The I- TASSER analysis for secondary structure of head completion, prohead assembly, tail sheath, major capsid and lysozyme proteins’ top most similarity results clearly revealed that all the five protein-based metabolites expressed in our isolated bacteriophage resembled mostly to I-TASSER PDB top hits. Escherichia coli phage ɸAPCEc03 has an isometric head, a flexible non-contractile tail, a characteristic distal tail spike, and three flexible bent fibres with distal globular structures [55]. Xu et al. [56] characterized the majar head protein, head morphogenesis protein, and phage structural protein of vB_EcoS-B2 infecting multidrug-resistant Escherichia coli.
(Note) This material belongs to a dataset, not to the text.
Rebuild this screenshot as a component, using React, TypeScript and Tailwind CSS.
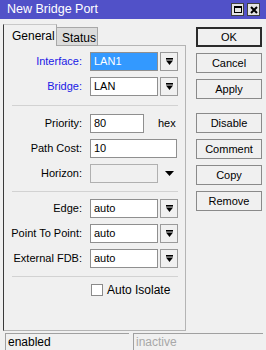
import React from "react";

function DropIcon() {
  return (
    <svg width="7" height="8" viewBox="0 0 7 8">
      <rect x="0" y="0" width="7" height="1.6" fill="#000" />
      <polygon points="0,2.6 7,2.6 3.5,7" fill="#000" />
    </svg>
  );
}

function Label({ text, blue }: { text: string; blue?: boolean }) {
  return (
    <div className={"w-[78px] text-right " + (blue ? "text-[#1a1ae6]" : "text-black")}>
      {text}
    </div>
  );
}

function SelectRow({ label, value, blue, selected }: { label: string; value: string; blue?: boolean; selected?: boolean }) {
  return (
    <div className="flex items-center h-[19px]">
      <Label text={label} blue={blue} />
      <div
        className={
          "ml-[8px] w-[68px] h-[19px] border border-[#8f8f8f] flex items-center pl-[3px] " +
          (selected ? "bg-[#3399ff] text-white" : "bg-white text-black")
        }
      >
        {value}
      </div>
      <div className="ml-[2px] w-[18px] h-[19px] border border-[#9a9a9a] bg-[#f0f0f0] flex items-center justify-center">
        <DropIcon />
      </div>
    </div>
  );
}

function Sep({ mt }: { mt: string }) {
  return <div className={"ml-[8px] w-[166px] h-px bg-[#d2d2d2] " + mt} />;
}

function Btn({ text, primary, mt }: { text: string; primary?: boolean; mt?: string }) {
  return (
    <div
      className={
        "w-[66px] h-[20px] bg-[#f0f0f0] flex items-center justify-center text-black " +
        (primary ? "border-2 border-[#2b2b2b] " : "border border-[#8a8a8a] ") +
        (mt ?? "")
      }
    >
      {text}
    </div>
  );
}

export default function App() {
  return (
    <div
      className="w-[266px] h-[350px] bg-[#f0f0f0] overflow-hidden flex flex-col text-[11px] leading-none"
      style={{ fontFamily: '"Liberation Sans", Arial, sans-serif' }}
    >
      {/* title bar */}
      <div className="h-[19px] bg-[#5151c8] flex items-center pl-[7px] shrink-0">
        <span className="text-white text-[12.5px]">New Bridge Port</span>
        <div className="ml-auto mr-[6px] flex gap-[3px]">
          <div className="w-[13px] h-[13px] bg-[#e4e4e4] border border-[#404040] flex items-center justify-center">
            <div className="w-[8px] h-[7px] border border-black border-t-2" />
          </div>
          <div className="w-[13px] h-[13px] bg-[#e4e4e4] border border-[#404040] flex items-center justify-center">
            <svg width="8" height="8" viewBox="0 0 8 8">
              <path d="M1 1 L7 7 M7 1 L1 7" stroke="#000" strokeWidth="2" />
            </svg>
          </div>
        </div>
      </div>

      <div className="flex flex-1">
        {/* left: tabs + panel */}
        <div className="ml-[3px] w-[183px] flex flex-col">
          <div className="flex items-end h-[27px]">
            <div className="w-[54px] h-[22px] border-l border-l-[#3a3a3a] border-t border-t-[#c8c8c8] border-r border-r-[#a8a8a8] bg-[#f0f0f0] flex items-center pl-[8px] text-[12px]">
              General
            </div>
            <div className="w-[41px] h-[19px] bg-[#dcdcdc] border-t border-r border-b border-[#a8a8a8] flex items-center pl-[5px] pt-[2px] text-[12px]">
              Status
            </div>
            <div className="flex-1 h-[19px] border-b border-[#b4b4b4]" />
          </div>
          <div className="h-[285px] border-l border-l-[#3a3a3a] border-r border-r-[#b4b4b4] border-b border-b-[#b4b4b4] flex flex-col pt-[6px]">
            <SelectRow label="Interface:" value="LAN1" blue selected />
            <div className="mt-[6px]">
              <SelectRow label="Bridge:" value="LAN" blue />
            </div>
            <Sep mt="mt-[9px]" />
            <div className="mt-[8px] flex items-center h-[19px]">
              <Label text="Priority:" />
              <div className="ml-[8px] w-[54px] h-[19px] border border-[#8f8f8f] bg-white flex items-center pl-[3px]">80</div>
              <span className="ml-[14px]">hex</span>
            </div>
            <div className="mt-[6px] flex items-center h-[19px]">
              <Label text="Path Cost:" />
              <div className="ml-[8px] w-[87px] h-[19px] border border-[#8f8f8f] bg-white flex items-center pl-[3px]">10</div>
            </div>
            <div className="mt-[6px] flex items-center h-[19px]">
              <Label text="Horizon:" />
              <div className="ml-[8px] w-[68px] h-[19px] border border-[#b0b0b0] bg-[#f0f0f0]" />
              <svg className="ml-[7px]" width="9" height="5" viewBox="0 0 9 5">
                <polygon points="0,0 9,0 4.5,5" fill="#000" />
              </svg>
            </div>
            <Sep mt="mt-[8px]" />
            <div className="mt-[7px]">
              <SelectRow label="Edge:" value="auto" />
            </div>
            <div className="mt-[6px]">
              <SelectRow label="Point To Point:" value="auto" />
            </div>
            <div className="mt-[6px]">
              <SelectRow label="External FDB:" value="auto" />
            </div>
            <Sep mt="mt-[8px]" />
            <div className="mt-[6px] flex items-center h-[14px] pl-[87px]">
              <div className="w-[12px] h-[12px] bg-white border border-[#8a8a8a]" />
              <span className="ml-[4px] text-[12px]">Auto Isolate</span>
            </div>
          </div>
        </div>

        {/* right: buttons */}
        <div className="ml-[10px] pt-[8px] flex flex-col gap-[6px]">
          <Btn text="OK" primary />
          <Btn text="Cancel" />
          <Btn text="Apply" />
          <Btn text="Disable" mt="mt-[8px]" />
          <Btn text="Comment" />
          <Btn text="Copy" />
          <Btn text="Remove" />
        </div>
      </div>

      {/* status bar */}
      <div className="h-[17px] flex gap-[4px] pl-[5px] shrink-0">
        <div className="w-[124px] h-[17px] border-t border-l border-[#a0a0a0] flex items-center pl-[2px] text-black text-[12px]">
          enabled
        </div>
        <div className="w-[130px] h-[17px] border-t border-l border-[#a0a0a0] flex items-center pl-[2px] text-[#a8a8a8] text-[12px]">
          inactive
        </div>
      </div>
    </div>
  );
}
Lysozyme proteins are structurally closely related to few other proteins like membrane protein [57], structural protein, and signaling protein [58] and they are mostly expressed in bacteriophages by protein data bank. Major capsid was classified as viral proteins and is expressed in Escherichia phage T5 by protein data bank [59]. Major capsid protein had close relevance to the assembly of icosahedral viruses [57]. Pro-head assembly protein was identified as the important protein by PDB top hits involved in the structure of the bacteriophage [60]. Similarly, remaining proteins and their top hits by PDB revealed the importance of their function in phage genome. Bacteriophage T4 belongs to the myoviridae family has the most complex tail structures, crystal structures of gp18 protease-resistant fragment was identified [61]. The gp17 was identified as a gene encoding for a tail fiber protein (Gp17) derived from the 285p T7-like polyvalent bacteriophage belonging to the PYO97_8 phage cocktail [62]. The phylogenetic analysis of the above said the head completion protein was closely related to the other Escherichia phages, lysozyme protein was closely related to Cronobacter and Klebsiella phages, major capsid protein closely related to myoviridae, pseudomonas and vibrio phages, pro-head assembly protein closely related to Escherichia and salmonella phages and tail sheath protein closely related to other Escherichia phages. The phage vB_EcoM_APEC was able to infect E. coli APEC O78 tail fiber proteins of phage ØCJ20 and phage ØCJ19 [37].